In general, our conversation revolved around the most stripped back sound of Darlings. But first things first, what’s he been doing for the last three years?
“We toured until the end of November 2011 and then I had 6 months off,” he explains. “I then started making a record with Andy Kim , Ohad Benchetrit and Dave Hamelin, and that’s how we started producing. So while we were making his record I was writing mine too.”
“I also have the label and… the things that I do,” he continues, before leaning in “…and basically what that is… is that I love to hang out”. The idea makes him crack with laughter – as if he knows it shouldn’t be allowed, but if the opportunity is afforded he’s damn well going to take it. It backs up a lot of what he does – particularly with the new record, in which he’s embraced a simplicity – a very straight forward three-person music setup, but at the same time, he’s been in no rush. Hell, it’s taken seven years to get his second record out.

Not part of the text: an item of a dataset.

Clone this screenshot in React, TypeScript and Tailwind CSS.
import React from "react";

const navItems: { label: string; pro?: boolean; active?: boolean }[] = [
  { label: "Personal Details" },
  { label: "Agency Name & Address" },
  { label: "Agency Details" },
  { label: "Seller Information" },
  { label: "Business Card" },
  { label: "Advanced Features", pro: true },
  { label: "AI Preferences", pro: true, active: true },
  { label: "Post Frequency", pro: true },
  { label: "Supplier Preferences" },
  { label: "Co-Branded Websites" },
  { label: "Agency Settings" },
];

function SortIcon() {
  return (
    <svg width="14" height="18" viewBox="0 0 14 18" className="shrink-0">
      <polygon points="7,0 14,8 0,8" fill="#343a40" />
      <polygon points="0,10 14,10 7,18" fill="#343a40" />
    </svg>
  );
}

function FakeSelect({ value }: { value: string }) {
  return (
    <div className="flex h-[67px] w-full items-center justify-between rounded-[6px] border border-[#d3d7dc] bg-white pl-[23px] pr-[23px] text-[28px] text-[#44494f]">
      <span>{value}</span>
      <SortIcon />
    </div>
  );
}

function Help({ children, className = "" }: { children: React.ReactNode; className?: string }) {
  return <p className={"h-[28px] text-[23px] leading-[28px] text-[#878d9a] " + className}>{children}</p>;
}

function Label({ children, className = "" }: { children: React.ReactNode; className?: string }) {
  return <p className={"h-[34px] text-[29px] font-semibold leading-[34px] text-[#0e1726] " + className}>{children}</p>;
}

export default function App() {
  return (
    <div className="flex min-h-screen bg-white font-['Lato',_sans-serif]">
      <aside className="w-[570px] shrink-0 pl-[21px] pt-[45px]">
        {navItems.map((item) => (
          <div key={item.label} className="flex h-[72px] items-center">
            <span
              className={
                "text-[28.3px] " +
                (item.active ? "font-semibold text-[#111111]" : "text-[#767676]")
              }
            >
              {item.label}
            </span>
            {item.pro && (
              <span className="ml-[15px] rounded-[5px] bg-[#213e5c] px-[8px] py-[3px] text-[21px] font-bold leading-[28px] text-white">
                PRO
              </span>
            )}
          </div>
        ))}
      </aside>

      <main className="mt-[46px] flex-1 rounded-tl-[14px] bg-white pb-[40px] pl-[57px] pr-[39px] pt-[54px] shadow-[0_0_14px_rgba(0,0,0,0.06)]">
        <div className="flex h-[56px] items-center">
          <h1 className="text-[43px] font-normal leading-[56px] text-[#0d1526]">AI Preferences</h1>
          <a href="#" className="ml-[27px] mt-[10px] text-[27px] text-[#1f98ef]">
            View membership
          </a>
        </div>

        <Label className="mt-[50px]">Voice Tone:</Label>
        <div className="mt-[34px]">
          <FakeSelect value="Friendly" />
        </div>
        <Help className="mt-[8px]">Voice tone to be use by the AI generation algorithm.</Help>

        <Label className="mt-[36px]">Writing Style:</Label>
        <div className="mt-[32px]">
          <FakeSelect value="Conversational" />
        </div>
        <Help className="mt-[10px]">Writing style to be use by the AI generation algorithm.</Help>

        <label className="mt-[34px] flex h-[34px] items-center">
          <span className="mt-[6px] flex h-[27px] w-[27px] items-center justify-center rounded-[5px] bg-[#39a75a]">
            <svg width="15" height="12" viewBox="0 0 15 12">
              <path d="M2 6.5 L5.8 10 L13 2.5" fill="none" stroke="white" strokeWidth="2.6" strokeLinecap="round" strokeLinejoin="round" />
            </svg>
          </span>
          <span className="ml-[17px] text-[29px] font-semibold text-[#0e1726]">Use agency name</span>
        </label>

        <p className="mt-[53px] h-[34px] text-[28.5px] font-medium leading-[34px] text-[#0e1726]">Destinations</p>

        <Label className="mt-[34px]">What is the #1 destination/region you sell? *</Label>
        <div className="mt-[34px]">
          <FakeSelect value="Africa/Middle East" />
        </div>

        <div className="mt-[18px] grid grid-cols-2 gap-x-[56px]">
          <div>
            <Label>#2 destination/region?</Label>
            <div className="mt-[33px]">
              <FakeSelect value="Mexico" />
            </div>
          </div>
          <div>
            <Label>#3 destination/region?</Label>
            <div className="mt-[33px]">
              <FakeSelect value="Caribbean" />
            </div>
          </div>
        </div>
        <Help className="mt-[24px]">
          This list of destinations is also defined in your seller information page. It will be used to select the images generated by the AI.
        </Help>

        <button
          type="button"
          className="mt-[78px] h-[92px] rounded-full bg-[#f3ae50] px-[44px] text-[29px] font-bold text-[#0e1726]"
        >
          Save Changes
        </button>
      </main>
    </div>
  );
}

“I consider it my third,” says Drew. Pardon? “I made a four-track record when I was 18, but only gave it to friends.”
What was it called? Suburban Masturbation.”

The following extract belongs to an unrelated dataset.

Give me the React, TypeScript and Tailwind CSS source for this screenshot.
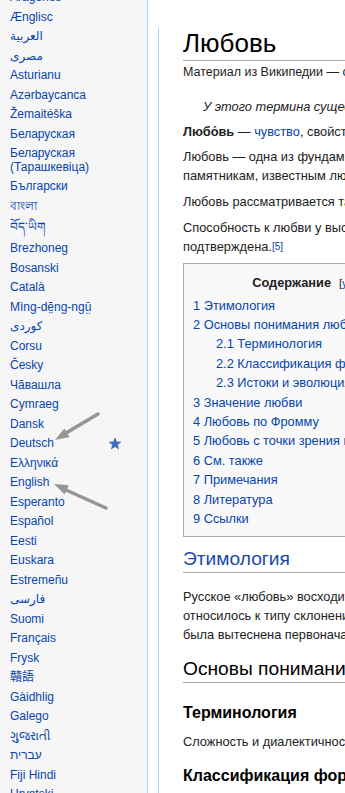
import React from 'react';

type Lang = { label: React.ReactNode; h?: string };

const langs: Lang[] = [
  { label: 'Aragonés' },
  { label: 'Ænglisc' },
  { label: 'العربية' },
  { label: 'مصرى' },
  { label: 'Asturianu' },
  { label: 'Azərbaycanca' },
  { label: 'Žemaitėška' },
  { label: 'Беларуская' },
  { label: <>Беларуская<br />(Тарашкевіца)</>, h: 'tall' },
  { label: 'Български' },
  { label: 'বাংলা' },
  { label: 'བོད་ཡིག', h: 'tib' },
  { label: 'Brezhoneg' },
  { label: 'Bosanski' },
  { label: 'Català' },
  { label: 'Mìng-dĕ̤ng-ngṳ̄' },
  { label: 'کوردی' },
  { label: 'Corsu' },
  { label: 'Česky' },
  { label: 'Чăвашла' },
  { label: 'Cymraeg' },
  { label: 'Dansk' },
  { label: 'Deutsch', h: 'star' },
  { label: 'Ελληνικά' },
  { label: 'English' },
  { label: 'Esperanto' },
  { label: 'Español' },
  { label: 'Eesti' },
  { label: 'Euskara' },
  { label: 'Estremeñu' },
  { label: 'فارسی' },
  { label: 'Suomi' },
  { label: 'Français' },
  { label: 'Frysk' },
  { label: '贛語' },
  { label: 'Gàidhlig' },
  { label: 'Galego' },
  { label: 'ગુજરાતી' },
  { label: 'עברית' },
  { label: 'Fiji Hindi' },
  { label: 'Hrvatski' },
];

const toc = [
  { n: '1', t: 'Этимология' },
  { n: '2', t: 'Основы понимания любви' },
  { n: '2.1', t: 'Терминология', sub: true },
  { n: '2.2', t: 'Классификация форм любви', sub: true },
  { n: '2.3', t: 'Истоки и эволюция понятия', sub: true },
  { n: '3', t: 'Значение любви' },
  { n: '4', t: 'Любовь по Фромму' },
  { n: '5', t: 'Любовь с точки зрения нейрофизиологии' },
  { n: '6', t: 'См. также' },
  { n: '7', t: 'Примечания' },
  { n: '8', t: 'Литература' },
  { n: '9', t: 'Ссылки' },
];

function Star() {
  return (
    <svg className="absolute left-[99px] top-[4px]" width="12" height="12" viewBox="109 437 12 12">
      <polygon
        points="115,437 116.47,440.98 120.71,441.15 117.38,443.77 118.53,447.85 115,445.5 111.47,447.85 112.62,443.77 109.29,441.15 113.53,440.98"
        fill="#3a6fc4" stroke="#2a55a0" strokeWidth="0.6" />
    </svg>
  );
}

function Arrows() {
  return (
    <svg className="absolute left-0 top-0 pointer-events-none" width="345" height="793">
      <line x1="98" y1="414" x2="66" y2="433" stroke="#959595" strokeWidth="3.5" strokeLinecap="round" />
      <polygon points="55,440 69.6,437 64.4,428.5" fill="#959595" />
      <line x1="106" y1="508" x2="66" y2="490" stroke="#959595" strokeWidth="3.5" strokeLinecap="round" />
      <polygon points="54,484 68.8,485.3 64.6,494.4" fill="#959595" />
    </svg>
  );
}

export default function App() {
  return (
    <div className="relative w-[345px] h-[793px] overflow-hidden flex bg-white text-[#222] font-['Liberation_Sans','DejaVu_Sans','Noto_Sans_CJK_SC',sans-serif]">
      {/* sidebar: interlanguage links */}
      <div className="w-[147px] shrink-0 bg-[#f6f6f6]">
        <ul className="-mt-[12px] pl-[10px] text-[12px] text-[#0645ad]">
          {langs.map((l, i) => {
            if (l.h === 'tall')
              return <li key={i} className="h-[33px] pt-[3px] leading-[13.5px]">{l.label}</li>;
            if (l.h === 'tib')
              return <li key={i} className="h-[23px] leading-[23px] whitespace-nowrap">{l.label}</li>;
            return (
              <li key={i} className="relative h-[19.5px] leading-[19.5px] whitespace-nowrap">
                {l.label}
                {l.h === 'star' && <Star />}
              </li>
            );
          })}
        </ul>
      </div>

      {/* content */}
      <div className="border-l border-[#a7d7f9] pl-[10px] shrink-0">
        <div className="border-l border-[#a7d7f9] h-full pl-[24px] w-[600px] text-[12.8px] leading-[19.2px] whitespace-nowrap">
          <h1 className="mt-[28px] text-[26px] leading-[30px] pb-[2px] border-b border-[#aaa] text-black">Любовь</h1>
          <div className="mt-[3px] text-[12.5px] leading-[16px]">Материал из Википедии — свободной энциклопедии</div>

          <div className="mt-[17.4px] pl-[20px] italic">У этого термина существуют и другие значения, см. Любовь (значения).</div>

          <p className="mt-[5px]">
            <b>Любо́вь</b> — <span className="text-[#0645ad]">чувство</span>, свойственное человеку, глубокая привязанность и устремлённость к другому человеку
          </p>
          <p className="mt-[6.4px]">
            Любовь — одна из фундаментальных и общих тем в мировой культуре и искусстве. Рассуждения о любви
            <br />памятникам, известным людям.
          </p>
          <p className="mt-[6.4px]">Любовь рассматривается также как философская категория, в виде субъектного отношения</p>
          <p className="mt-[6.4px]">
            Способность к любви у высших животных (в том числе у человека) экспериментально
            <br />подтверждена.<sup className="text-[10px] text-[#0645ad] relative -top-[1px]">[5]</sup>
          </p>

          {/* table of contents */}
          <div className="mt-[7.4px] w-[266px] border border-[#aaa] bg-[#f9f9f9] pt-[9px] pb-[8px] px-[9px]">
            <div className="text-center">
              <b>Содержание</b>
              <span className="ml-[8px] text-[11px]">[<span className="text-[#0645ad]">убрать</span>]</span>
            </div>
            <ul className="mt-[2px] text-[#0645ad]">
              {toc.map((item) => (
                <li key={item.n} className={`leading-[19.4px] ${item.sub ? 'pl-[23px]' : ''}`}>
                  {item.n} {item.t}
                </li>
              ))}
            </ul>
          </div>

          <h2 className="mt-[10px] text-[19.2px] leading-[24px] pb-[1px] border-b border-[#aaa] text-[#1c4aa8]">Этимология</h2>
          <p className="mt-[13.4px]">
            Русское «любовь» восходит к праслав. *ljuby, *ljubъve, которое изначально
            <br />относилось к типу склонения на *-ū, *-ъve, впоследствии эта форма
            <br />была вытеснена первоначально винительным падежом
          </p>

          <h2 className="mt-[13px] text-[19.2px] leading-[24px] pb-[1px] border-b border-[#aaa] text-black">Основы понимания любви</h2>
          <h3 className="mt-[20px] text-[16px] leading-[20px] font-bold text-black">Терминология</h3>
          <p className="mt-[8.4px]">Сложность и диалектичность любви породили множество трактовок</p>
          <h3 className="mt-[15.4px] text-[16px] leading-[20px] font-bold text-black">Классификация форм любви</h3>
        </div>
      </div>

      <Arrows />
    </div>
  );
}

A tentative, but bold question… was it any good? He laughs again – “it was okay… it was a little too… it was innocent. I had songs like ‘Live, You Gotta Live’, and ‘Beautiful Bulimic Girl’. You know, there was some hits on there!” he adds warming to the nostalgia. “Oh, ‘Sunset Clause’. That was another good one. “It’s okay baby, I signed the contract, and there was a sunset so you can follow me wherever you go”.
Drew never lets a silence fall on the conversation, and his recall of detail is huge. But he also chooses his words carefully – noting that that record was innocent, rather than lacking maturity. As the aforementioned review for “Good Sex” noted, he’s certainly not settling down or reaching maturity. Furthermore, those Suburban Masturbation song titles wouldn’t have looked out of place on any of the Social Scene records.

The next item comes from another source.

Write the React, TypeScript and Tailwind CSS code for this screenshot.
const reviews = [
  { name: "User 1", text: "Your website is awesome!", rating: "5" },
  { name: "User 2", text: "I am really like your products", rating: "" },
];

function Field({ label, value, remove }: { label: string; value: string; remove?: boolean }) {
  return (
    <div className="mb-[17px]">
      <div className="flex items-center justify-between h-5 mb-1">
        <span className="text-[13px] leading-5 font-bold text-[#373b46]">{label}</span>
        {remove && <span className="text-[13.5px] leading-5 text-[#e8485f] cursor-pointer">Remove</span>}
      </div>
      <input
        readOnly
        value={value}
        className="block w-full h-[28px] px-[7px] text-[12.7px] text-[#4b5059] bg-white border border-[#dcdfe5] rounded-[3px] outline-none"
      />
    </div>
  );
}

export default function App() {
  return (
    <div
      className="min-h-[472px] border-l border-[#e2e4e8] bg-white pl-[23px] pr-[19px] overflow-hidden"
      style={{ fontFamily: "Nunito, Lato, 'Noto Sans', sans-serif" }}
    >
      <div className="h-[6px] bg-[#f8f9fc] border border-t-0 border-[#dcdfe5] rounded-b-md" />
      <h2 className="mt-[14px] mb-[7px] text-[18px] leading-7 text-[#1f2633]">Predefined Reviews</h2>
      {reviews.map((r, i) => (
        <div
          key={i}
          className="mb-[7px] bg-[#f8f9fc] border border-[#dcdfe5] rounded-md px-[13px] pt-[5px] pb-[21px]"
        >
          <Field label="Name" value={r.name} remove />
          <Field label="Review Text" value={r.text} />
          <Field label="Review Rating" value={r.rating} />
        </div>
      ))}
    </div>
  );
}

“I always said to my dad, if I die, make a box-set, and everything will explain itself. From the first KC Accidental record to now. I like to start from where I left off. If you listen to the last song on Forgiveness Rock Record, it’s ‘Me and My Hand’, then I pick up with “get the body butter, baby, let’s go party all alone. So I like to think I’m keeping inline with the consecutiveness of what I want to do.”
Is that not just a coincidence, though? “Oh, it was a coincidence!”
But if it doesn’t intentionally link together, Darlings certainly comes full circle in many ways. It has many elements of early Broken Social Scene when it was barely more than himself and Canning. It’s hookier, and less instrumental, but a number of layers that were present on 2005’s self titled record, and Forgiveness have fallen away. Forgiveness was an all-out swooping guitar assault on the senses – but Darlings feels like Drew needed a breather. Even though it’s been so long since his last solo record, it feels like there is less to prove. He’s left enough time between the band’s hiatus, he’s given Brendan Canning the time to release his own solo record – itself a much more laid back record, though his was a little more removed from the sound of the band.
Darlings’ set up is largely just himself, Benchetrit and David Mitchell – both from fellow Canadian band Do Make Say Think. “I call them my canoe,” he says. “They just get in and fit so well. They’ve been playing together since they were kids.”
In listening to Drew describe the album, particularly the name, it would be easy to see Darlings as a sign off from the songwriter. It matches his idea of consecutiveness, not to mention his preference for endings – as highlighted in his initial interview with Pitchfork to announce the end of Broken Social Scene, not for the first time. He also seems comfortable with various other ventures in his life, whether directing music videos, producing, or running the label. He continues: “I thought I would have been making films by now, I’ve stated it many times. I’m just trying to reposition and get a good balance to go back out there because it’s a fight, a popularity contest. You’ve got to prove yourself everyday. You’ve got to be centered. And to do so it takes time and evaluation.”
The interesting thing here is that Drew still feels he has something to prove. But is that so? Not quite – in regards to Darlings, the singer focuses on what he calls ‘emotional constipation’. ”I wanted something in my back pocket that was mine and I wanted to say that if I wasn’t able to record any more records or something happened and that was it, then I’m quite satisfied with what I’ve done with my career and its nice to have a personal touch at the end here with Darlings.”
But it’s not the end. It’s taken him a-while to set up any performances as himself, but he’s on the verge of performing a short run of dates this April – his first is at New York’s Bowery Ballroom, with a handful of extra dates over the summer. But it’s far from an album support. A lot of it seems to come down to a lack of certainty – or rather, an elevated level of cautiousness. Having co-founded and run Arts and Crafts for the last ten years, Drew is smart in his approach to the road. “If it was Social Scene I’d know what to expect,” he says. “It’s a fight – there’s 4,000 records coming out a week, I’ve got to find a place so there’s a demand so I can go and execute – it’s really that simple. If I was to come down now and play Europe I’d have no idea who’d be showing up to the shows. If it was Social Scene, then yes, I’d have a handle on it.”
Throughout the interview, so much comes back to the band that made Drew the indie-rock hallmark he is today. No music journalist wants to go in asking the obvious questions, and when it comes to Drew, they will all surround Broken Social Scene. Yes, yes, Kevin, we know you have a new record out – but what about the future of the band. Avoidance was obviously futile – his heightened affability gives the impression that you can ask him anything, and his open response shouldn’t be surprising at all.
“We made it work as a business for 10 years,” he responds. “With everyone’s schedules, and it was difficult but we pulled it off. And we just hit a ceiling where everyone just needed to be reminded what a great and wonderful thing we had in our lives. And the reason that is, is because it’s fun. That’s what it was all about.”
Barely pausing, he concludes: ”I can see Broken Social Scene recording again”.
Darlings, Kevin Drew’s “third “solo album, is out now on Arts & Crafts.